Say what you will about Chiappa—they’re crapmetal, they make ugly guns, they make really ugly revolvers, they’re Italian (not something you hear much when talking about Beretta lookalikes but we’re sure this will come up)—they make .22s fun.
The Rhino notwithstanding, Chiappa’s 1911-22 is probably their best-known and most popular gun. It’s, uh, a 1911 chambered in .22. Actually, that’s not true. It’s a .22 that looks just like a 1911 but shares absolutely zero with it, mechanically speaking. Well, you can use 1911 grips with it.
That’s sort of a deal since they can do it for so little. By not sharing any of the design, by using a fixed blowback barrel, and by using alloys essentially wherever and whenever possible, Chiappa 1911 retail for around $250. The last time a 1911 .22 kit sold for that little Micheal Jackson was still spinnng and people thought it was cute how the music video of Smooth Criminal had those kids in it.
We can just admit it, part of the esteem of 1911s is that they’re expensive. Tricking them out in different calibers has less to do with being economical with regards to ammunition and more to do with idle hands.
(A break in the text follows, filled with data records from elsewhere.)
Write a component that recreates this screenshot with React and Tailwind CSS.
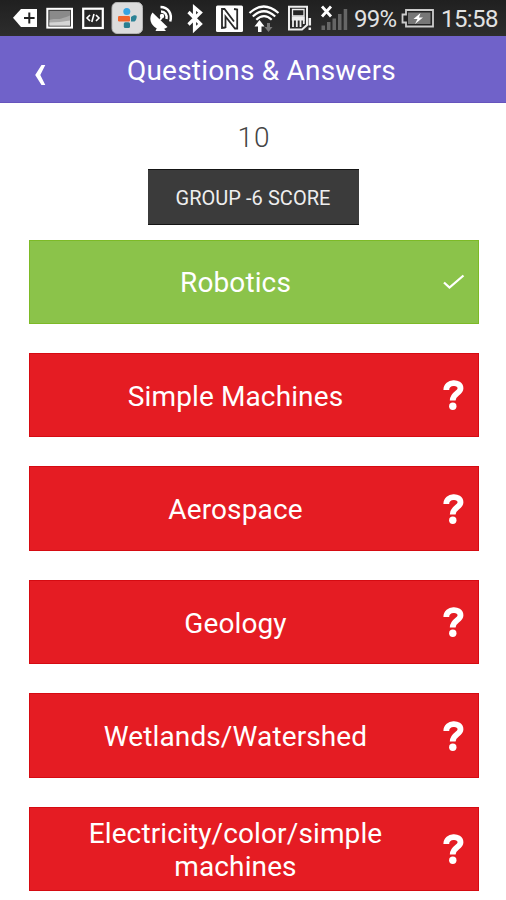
import React from 'react';

const categories = [
  { name: 'Robotics', done: true },
  { name: 'Simple Machines' },
  { name: 'Aerospace' },
  { name: 'Geology' },
  { name: 'Wetlands/Watershed' },
  { name: 'Electricity/color/simple machines' },
];

const KeyboardIcon = () => (
  <svg className="ml-3 h-9 w-[26px]" viewBox="0 0 26 36">
    <path d="M1 17.800 9 9h16v18H9z" fill="#fff" />
    <path d="M17.300 12.500v11M12 18h10.600" stroke="#222" strokeWidth="2" />
  </svg>
);

const PictureIcon = () => (
  <svg className="ml-2 h-9 w-[28px]" viewBox="0 0 28 36">
    <rect x="1.300" y="8.800" width="24.700" height="18.800" fill="#444" stroke="#fff" strokeWidth="2" />
    <rect x="3.500" y="11" width="20.500" height="14.500" fill="#8a8a8a" />
    <path d="M3.500 20c5-2 8 0 12-1.500 3-1.500 5-1 8.500-3v10H3.500z" fill="#a8a8a8" />
    <path d="M3.500 22.500c7 0 14-1 20.500-2v5H3.500z" fill="#d5d5d5" />
  </svg>
);

const CodeIcon = () => (
  <svg className="ml-[7px] h-9 w-[24px]" viewBox="0 0 24 36" fill="none" stroke="#fff">
    <rect x="2.200" y="8.700" width="19.600" height="19.300" strokeWidth="2.200" />
    <path d="m9 15-3 3 3 3M15 15l3 3-3 3M13 14l-2.200 8" strokeWidth="1.600" />
  </svg>
);

const RadioIcon = () => (
  <svg className="ml-[6px] h-9 w-[32px]" viewBox="0 0 32 36">
    <rect x="1" y="2.500" width="30.500" height="31" rx="5" fill="#dcdcdc" stroke="#b5b5b5" />
    <circle cx="15.800" cy="11.500" r="3.500" fill="#36a3e0" />
    <rect x="7" y="16" width="12" height="5.500" rx="1.200" fill="#f0642b" />
    <rect x="12.800" y="22.300" width="6.200" height="5.700" rx="1.500" fill="#287f91" />
    <path d="M20 17c2-2 5-2 5.500-1.200.7 1.300-.5 5-2 5.700H20z" fill="#2b8295" />
  </svg>
);

const SatelliteIcon = () => (
  <svg className="ml-[5px] h-9 w-[28px]" viewBox="0 0 28 36" fill="none" stroke="#fff">
    <path d="M4.500 12.500C1 17 2 23 6 26.500s9.500 3.500 13.500.5z" fill="#fff" stroke="none" />
    <path d="m12 20 3-4" strokeWidth="2" />
    <path d="M9 27.500h6l3 3.500H7.500z" fill="#fff" stroke="none" />
    <circle cx="14" cy="16" r="2.200" fill="#fff" stroke="none" />
    <path d="M13 11.500c4 0 6.500 3.500 5.500 7.500M12.500 7c7.500 0 12 6.500 9.700 14.500" strokeWidth="2.500" />
  </svg>
);

const BluetoothIcon = () => (
  <svg className="ml-[10px] h-9 w-[18px]" viewBox="0 0 18 36">
    <path d="m2.500 12 12 12-6 5.500V7.500l6 5L2.500 24.500" fill="none" stroke="#fff" strokeWidth="3.200" />
  </svg>
);

const NfcIcon = () => (
  <svg className="ml-[11px] h-9 w-[29px]" viewBox="0 0 29 36">
    <rect x="1" y="5.500" width="27" height="26.500" rx="1.500" fill="#fff" />
    <path d="M10.500 27.500 7 28V9h2.500l9.500 12.500" fill="none" stroke="#292929" strokeWidth="1.800" />
    <path d="M10.500 28V16.500l9.500 12h2.200V9.500L19 9" fill="none" stroke="#292929" strokeWidth="1.800" />
  </svg>
);

const WifiIcon = () => (
  <svg className="ml-[4px] h-9 w-[32px]" viewBox="0 0 32 36" fill="none" stroke="#fff" strokeWidth="2.200">
    <path d="M1.500 13q14-13 29 0M4.800 16.500q11-10.500 22.400 0M8.300 19.800q7.700-7.500 15.400 0" />
    <path d="m11.500 20-5 6.500H10V32h3.500v-5.500h3z" fill="#fff" stroke="none" />
    <path d="m20.500 32 4-5h-2.500v-4h-3v4h-2.500z" fill="#777" stroke="none" />
  </svg>
);

const SimIcon = () => (
  <svg className="ml-[7px] h-9 w-[26px]" viewBox="0 0 26 36" fill="none" stroke="#eee" strokeWidth="2">
    <path d="M2 6.800h18V25l-5 4.500H2z" />
    <path d="M5.500 9.500h11.500v6.500H5.500z" strokeWidth="1.300" />
    <path d="M4.800 16.500h13v4h-13z" fill="#eee" stroke="none" />
    <path d="M6 20v7M9.800 20v7M13.500 20v7M16.800 20v4" strokeWidth="1.800" />
    <path d="M22.800 18v7.500M22.800 27.500V30" strokeWidth="2.500" />
  </svg>
);

const SignalIcon = () => (
  <svg className="ml-[6px] h-9 w-[30px]" viewBox="0 0 30 36">
    <path d="m3 6.500 9 10M12 6.500l-9 10" stroke="#fff" strokeWidth="2.800" />
    <g fill="#666">
      <rect x="2.500" y="25.500" width="3.500" height="4.500" />
      <rect x="8" y="22" width="3.500" height="8" />
      <rect x="13.500" y="18.500" width="3.500" height="11.500" />
      <rect x="19" y="14" width="3.500" height="16" />
      <rect x="24.700" y="9" width="3.500" height="21" />
    </g>
  </svg>
);

const BatteryIcon = () => (
  <svg className="ml-[4px] h-9 w-[34px]" viewBox="0 0 34 36">
    <path d="M5 10h27v16.500H5v-4H1.500v-8H5z" fill="#222" stroke="#ccc" strokeWidth="1.800" />
    <rect x="7" y="12.500" width="22.500" height="11.500" fill="#777" />
    <path d="m19.500 13-7 6h4L14 24l8-6.500h-4z" fill="#fff" />
  </svg>
);

const StatusBar = () => (
  <div className="flex h-9 items-center bg-linear-to-b from-[#202020] to-[#2d2d2d] text-[24px] leading-9 text-[#e2e2e2]">
    <KeyboardIcon />
    <PictureIcon />
    <CodeIcon />
    <RadioIcon />
    <SatelliteIcon />
    <BluetoothIcon />
    <NfcIcon />
    <WifiIcon />
    <SimIcon />
    <SignalIcon />
    <span className="ml-[5px] w-[43px] whitespace-nowrap pt-[2px] tracking-[-0.800px]">99%</span>
    <BatteryIcon />
    <span className="ml-[6px] whitespace-nowrap pt-[2px] tracking-[-0.600px]">15:58</span>
  </div>
);

const CategoryButton = ({ name, done }) => (
  <button
    className={`flex h-[84.300px] w-full items-center border text-white ${
      done ? 'border-[#7dba27] bg-[#8bc34a]' : 'border-[#d50b12] bg-[#e51c23]'
    }`}
  >
    <span className="ml-[42px] w-[328px] pt-[2px] text-center text-[28px] leading-[33px] tracking-[0.120px]">{name}</span>
    {done ? (
      <svg className="ml-[43px] h-[16px] w-[22px]" viewBox="0 0 22 16">
        <path d="m1 8.500 5.500 5L20.500 1.500" fill="none" stroke="#fff" strokeWidth="2.300" />
      </svg>
    ) : (
      <svg className="ml-[43px] h-[32px] w-[22px]" viewBox="0 0 22 32">
        <path d="M3.300 11C3.300 2.300 17.500 2 17.500 9.300c0 5.200-7.800 5-7.800 12.200" fill="none" stroke="#fff" strokeWidth="5.800" />
        <circle cx="9.800" cy="27.300" r="3.700" fill="#fff" />
      </svg>
    )}
  </button>
);

const App = () => {
  return (
    <div className="h-[900px] w-[506px] overflow-hidden bg-white font-['Roboto',sans-serif]">
      <StatusBar />
      <header className="flex h-[67px] items-center border-b border-[#6654bd] bg-[#7062c9] text-white">
        <svg className="ml-[34px] mt-[11px] h-[22px] w-[12px]" viewBox="0 0 12 22">
          <path d="M7.500 1h3.800L6.300 11l5 10H7.500L1.200 11z" fill="#fff" />
        </svg>
        <h1 className="ml-[81px] whitespace-nowrap pt-[3px] text-[28px] leading-[34px] tracking-[0.200px]">Questions &amp; Answers</h1>
      </header>
      <main className="flex flex-col items-center">
        <div className="mt-[18px] ml-[2px] text-[28px] leading-[34px] font-light tracking-[1px] text-[#444]">10</div>
        <button className="mt-[14px] h-[56px] w-[211px] border-y border-[#151515] bg-[#3b3b3b] pt-[2px] text-[20px] tracking-[0.050px] text-[#eee]">
          GROUP -6 SCORE
        </button>
        <div className="mt-[14.500px] ml-px flex w-[450px] flex-col gap-[29.200px]">
          {categories.map((category) => (
            <CategoryButton key={category.name} {...category} />
          ))}
        </div>
      </main>
    </div>
  );
};

export default App;
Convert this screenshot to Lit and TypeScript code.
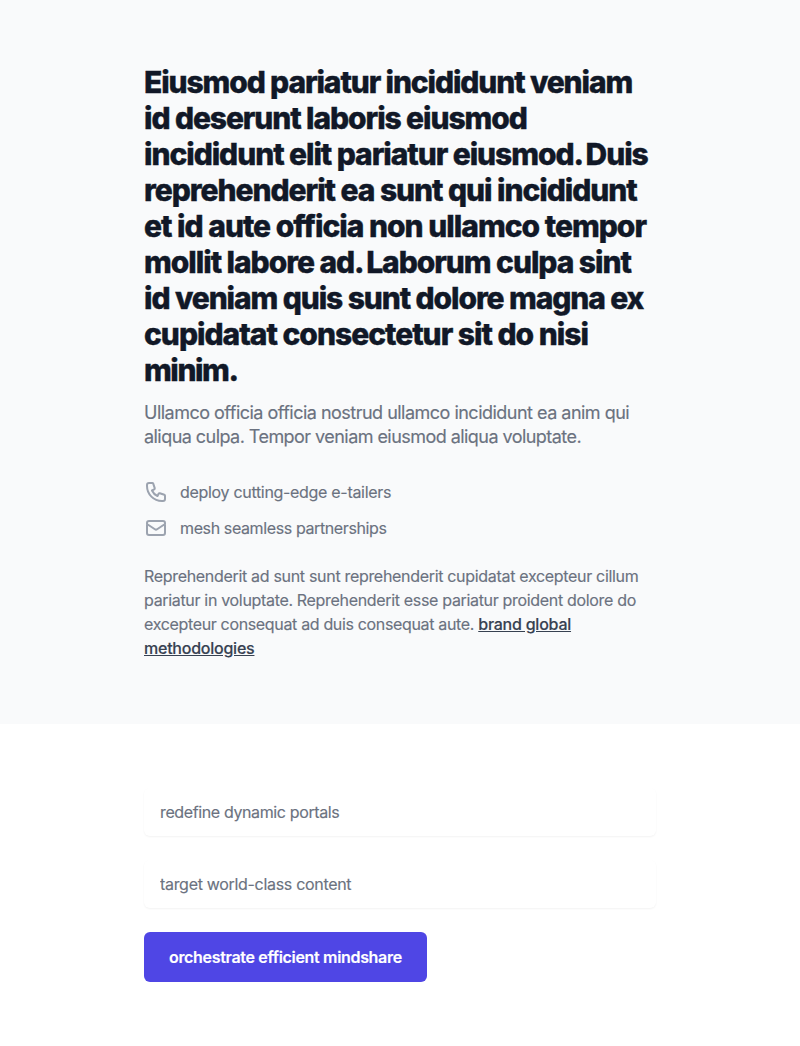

Chambering anything in .22 most of all, since .22 is a valid cartridge for having too damn much fun.
Everyone should have a .22 something, since .22 is the perfect spot between super-cheap and still lethal.
Being the same size, and featuring the same controls, Chiappa’s 1911 satisfies that .22 lust and still counts as 1911 quality time. And now they’ve moved on to a new target audience: Beretta folk.
The M9/92 is a very popular pistol, much for the same reason as the 1911: its use by the military. It’s also a duty gun for a good number of other agencies, particularly police. It has a dedicated following and has a big aftermarket.
Part of that aftermarket includes .22 conversion kits, but like 1911 conversion kits, they sell for more than whole Chiappa .22s. Yep, the MSRP for the Chiappa Beretta lookalike starts at $379, and you know it will sell for less. There are three different models in the works, a base model with adjustable sights and wood or polymer grips, a polymer-gripped version with Novak-style fiber optic sights, and a “tactical” version with an extended, threaded barrel and fake can.
The gun’s size, controls, and looks: 100% spot-on. It actually weighs a little more than an M9, so your arms will get tired before the, ahem, recoil of all those .22 long rifle bullets gets to you.
So hat’s off, Chiappa, you’ve made what will undoubtedly be one of the most popular Beretta clones (if you can call it that) ever made.